Yes. So some – obviously, we continue to have those conversations. I think the part of the conversation, obviously, is all the liquidity that we have. Some of the analysis we do is, of course, if we thought rates were going down, we could make bigger bets, right, with all that liquidity in hand, which certainly would help to protect the margin during a period of decreasing rates. So I think that that’s one of the things that’s out there.

And I think the other thing that we’ve talked about, and this is outside of the investment portfolio, obviously, is that given our deposit rates, we’ve got a lot more room than most do. To bring deposit rates down. I mean we’ve proven that we will and we can in the low rate environment. We did it when we started raising rates in 2017 and when rates came down in 2019 and 2020, we were moving our rates down. So we’ve got that opportunity as well. I mean it’s not something that we would want to do, but we’re certainly not afraid to do it and could do it to protect the margin.
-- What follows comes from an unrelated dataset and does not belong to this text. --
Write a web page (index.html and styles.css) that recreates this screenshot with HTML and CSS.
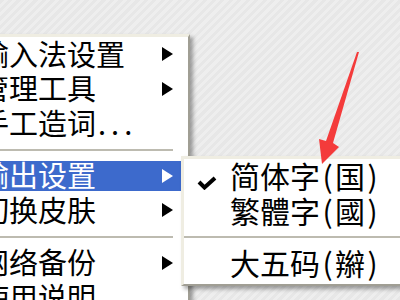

But again, also analyzing where those purchases could be, we could make, I’ll call them, bullet type purchases of significant amounts of liquidity if we decided we wanted to do that.

Ebrahim Poonawala

Noted. Thanks for taking my questions.

Operator

We have reached the end of our question-and-answer session. I would like to turn the conference back over to Phil for closing comments.

Phil Green

All right. Thank you. Well, we thank you for your participation on the call today and for your interest in our company. Thank you. We’ll be adjourned.

Operator

Thank you. This does conclude today’s conference. You may disconnect your lines at this time and thank you for your participation.